NRIs are currently allowed to invest in Indian markets directly and indirectly through multiple routes. NRIs and persons of Indian origin (PIOs) are allowed to invest directly in Indian companies under PIS. They can also purchase mutual fund units, invest in private equity funds and use the offshore FPI route. Besides, NRIs and PIOs are allowed to invest in debentures of Indian companies and government securities.

investment regime works for NRIs

NRI investments are governed under Foreign Exchange Management Act besides having to abide by Sebi regulations and the foreign direct investment policy. “The nature of regulation in foreign portfolio investment has been accumulating over time, without a cohesive core,” said Sandeep Parekh, founder, Finsec Law Advisors.

“NRIs, OCIs (overseas citizens of India) and PIOs are concepts meant to extend the rights of people who have deep ties to India because of their origin. When the same concept is directly adopted in investment laws and used to impose restrictions on such a broad class of people, this in turn becomes a restriction on such people.”

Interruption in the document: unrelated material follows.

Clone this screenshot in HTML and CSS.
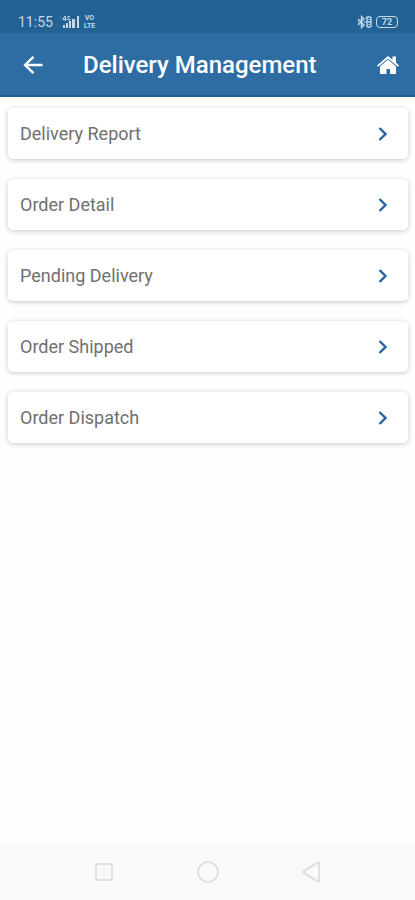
FILE: index.html
```
<!DOCTYPE html>
<html lang="en">
<head>
<meta charset="utf-8">
<meta name="viewport" content="width=device-width, initial-scale=1">
<title>Delivery Management</title>
<link rel="stylesheet" href="styles.css">
</head>
<body>
<div class="status-bar">
  <div class="status-group">
    <span class="time">11:55</span>
    <svg class="signal" width="23" height="14" viewBox="0 0 23 14" fill="currentColor" aria-hidden="true">
      <rect x="3" y="2" width="1" height="1" opacity=".5"/>
      <path d="M8 1L6 4.500H9.500M8.500 1V6M13 1.500H11V5H13V3.500" fill="none" stroke="currentColor" stroke-width="1"/>
      <rect x="6" y="10" width="2" height="3"/><rect x="9" y="8" width="2" height="5"/><rect x="12" y="6" width="2" height="7"/>
      <rect x="15" y="4" width="3" height="9"/><rect x="20" y="1" width="2" height="12"/>
    </svg>
    <span class="volte"><span>VO</span><span>LTE</span></span>
  </div>
  <div class="status-group">
    <svg width="15" height="14" viewBox="0 0 15 14" fill="none" stroke="currentColor" stroke-width="1.400" aria-hidden="true">
      <path d="M1 4L7 10L4.500 12.500V1.500L7 4L1 10"/>
      <path d="M1 7H2M7 7H8.500M9 2L10.500 3.500"/>
      <rect x="10" y="2" width="4" height="10" rx="1"/>
      <path d="M10 7H14M12 4V5M12 9V10"/>
    </svg>
    <span class="battery">72</span>
  </div>
</div>
<header class="app-bar">
  <button class="icon-button" type="button" aria-label="Back">
    <svg width="20" height="18" viewBox="0 0 20 18" fill="none" stroke="currentColor" stroke-width="2.400" aria-hidden="true"><path d="M19.500 9H2M10.500 .8L2 9L10.500 17.200"/></svg>
  </button>
  <h1>Delivery Management</h1>
  <a class="icon-button" href="#" aria-label="Home">
    <svg width="22" height="18" viewBox="0 0 22 18" fill="currentColor" aria-hidden="true">
      <path d="M11 3.600L19 10.400V17.200Q19 18 18.200 18H13V13H9.500V18H3.800Q3 18 3 17.200V10.400Z"/>
      <path d="M11 0L15.500 3.800V.5H19V6.700L22 9.400L20.900 10.700L11 2.600L1.100 10.700L0 9.400Z"/>
    </svg>
  </a>
</header>
<main>
  <nav class="menu" aria-label="Delivery">
    <a class="card" href="#"><span>Delivery Report</span><svg class="chevron" viewBox="0 0 10 14" aria-hidden="true"><path d="M1.500 1L7.500 7L1.500 13"/></svg></a>
    <a class="card" href="#"><span>Order Detail</span><svg class="chevron" viewBox="0 0 10 14" aria-hidden="true"><path d="M1.500 1L7.500 7L1.500 13"/></svg></a>
    <a class="card" href="#"><span>Pending Delivery</span><svg class="chevron" viewBox="0 0 10 14" aria-hidden="true"><path d="M1.500 1L7.500 7L1.500 13"/></svg></a>
    <a class="card" href="#"><span>Order Shipped</span><svg class="chevron" viewBox="0 0 10 14" aria-hidden="true"><path d="M1.500 1L7.500 7L1.500 13"/></svg></a>
    <a class="card" href="#"><span>Order Dispatch</span><svg class="chevron" viewBox="0 0 10 14" aria-hidden="true"><path d="M1.500 1L7.500 7L1.500 13"/></svg></a>
  </nav>
</main>
<footer class="system-nav">
  <button type="button" aria-label="Recent apps"><svg viewBox="0 0 22 22" aria-hidden="true"><rect x="3" y="3" width="16" height="16" rx="1"/></svg></button>
  <button type="button" aria-label="Home screen"><svg viewBox="0 0 22 22" aria-hidden="true"><circle cx="11" cy="11" r="10"/></svg></button>
  <button type="button" aria-label="System back"><svg viewBox="0 0 22 22" aria-hidden="true"><path d="M18 2V20Q18 21 17 20.500L3 12Q1.500 11 3 10L17 1.500Q18 1 18 2Z"/></svg></button>
</footer>
</body>
</html>
```
FILE: styles.css
```
* {
  box-sizing: border-box;
}

body {
  margin: 0;
  min-height: 100vh;
  display: flex;
  flex-direction: column;
  background: #fefefe;
  font-family: Roboto, "Liberation Sans", sans-serif;
}

button {
  padding: 0;
  border: 0;
  background: none;
  color: inherit;
}

.status-bar {
  display: flex;
  align-items: center;
  justify-content: space-between;
  height: 33px;
  padding: 10px 17px 0 18px;
  background: #226294;
  color: #c5d9e9;
}

.status-group {
  display: flex;
  align-items: center;
  gap: 4px;
}

.time {
  font-size: 14px;
  line-height: 16px;
}

.volte {
  display: flex;
  flex-direction: column;
  align-items: center;
  font-size: 7px;
  font-weight: 700;
  line-height: 8px;
}

.battery {
  width: 22px;
  height: 12px;
  border: 1px solid currentColor;
  border-radius: 4px;
  font-size: 9px;
  font-weight: 700;
  line-height: 10px;
  text-align: center;
}

.app-bar {
  display: flex;
  align-items: center;
  height: 64px;
  padding: 2px 16px 0 23px;
  background: #2e6da4;
  border-bottom: 2px solid #17608f;
  color: #fff;
}

.app-bar h1 {
  flex: 1;
  margin: 0 0 0 40px;
  font-size: 24px;
  font-weight: 500;
  line-height: 28px;
}

.icon-button {
  display: flex;
  color: #fff;
}

main {
  flex: 1;
  padding: 11px 7px 10px 8px;
}

.menu {
  display: flex;
  flex-direction: column;
  gap: 20px;
}

.card {
  display: flex;
  align-items: center;
  justify-content: space-between;
  height: 51px;
  padding: 0 20px 0 12px;
  border-radius: 5px;
  background: #fff;
  box-shadow: 0 1px 5px rgba(0, 0, 0, 0.22);
  color: #707070;
  font-size: 18px;
  line-height: 24px;
  text-decoration: none;
}

.chevron {
  width: 10px;
  height: 14px;
  fill: none;
  stroke: #2862a0;
  stroke-width: 2.4;
}

.system-nav {
  display: flex;
  align-items: center;
  justify-content: center;
  gap: 82px;
  height: 56px;
  background: #f9f9f9;
}

.system-nav button {
  display: flex;
}

.system-nav svg {
  width: 22px;
  height: 22px;
  fill: none;
  stroke: #d9d9d9;
  stroke-width: 1.5;
}
```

Sebi set up a high-powered panel under the chairmanship of former Reserve Bank of India deputy governor HR Khan, assisted by custodians, lawyers and chartered accountants, to review all FPI regulations. The committee submitted its interim report to the regulator last month. It’s expected to submit the final report by next month to Sebi, proposing sweeping changes to FPI regulations, sources said.

Some lawyers said regulators should maintain consistency in their policy-making. “Merging the existing NRI/OCI portfolio investment scheme route with FPI will act as a forced diktat on NRIs to only invest through fee-based pooling vehicles like FPIs, mutual funds and AIFs (alternative investment funds) and not invest directly in India,” said IC Universal Legal senior partner Tejesh Chitlangi. “A proposal to do away with this age-old route of NRI investments in India may not be warranted.”

The proposal is surprising because the regulator had been seeking to curtail NRI participation via FPIs since the direct route was available to them, he said, adding that this move didn’t seem to be in line with past concerns. The segregation of NRIs from other foreign investors had been meant to protect them and give them an advantage, said Parekh.

“But successive interpretations and the factual changes on the ground have made it a limiting factor for NRIs who have a cap on investments,” he said. Streamlining the definition of NRIs to only include citizens of India living abroad would be a commendable step and integrating all foreign investors in the same category would be a good reform, he said. It will also help create a simple and well-regulated market where Sebi has full oversight of all portfolio investment, instead of being fragmented between RBI (for NRIs) and Sebi (for other FPIs), Parekh said.

Sebi eased norms for NRIs last month based on the Khan panel’s recommendations. The committee had suggested that NRIs, OCIs and resident Indians should be allowed to hold non-controlling stakes in FPIs and there should be no restriction on them managing offshore funds. NRIs have been allowed to invest as FPIs if a single holding is under 25% and a group holding is under 50% in a fund.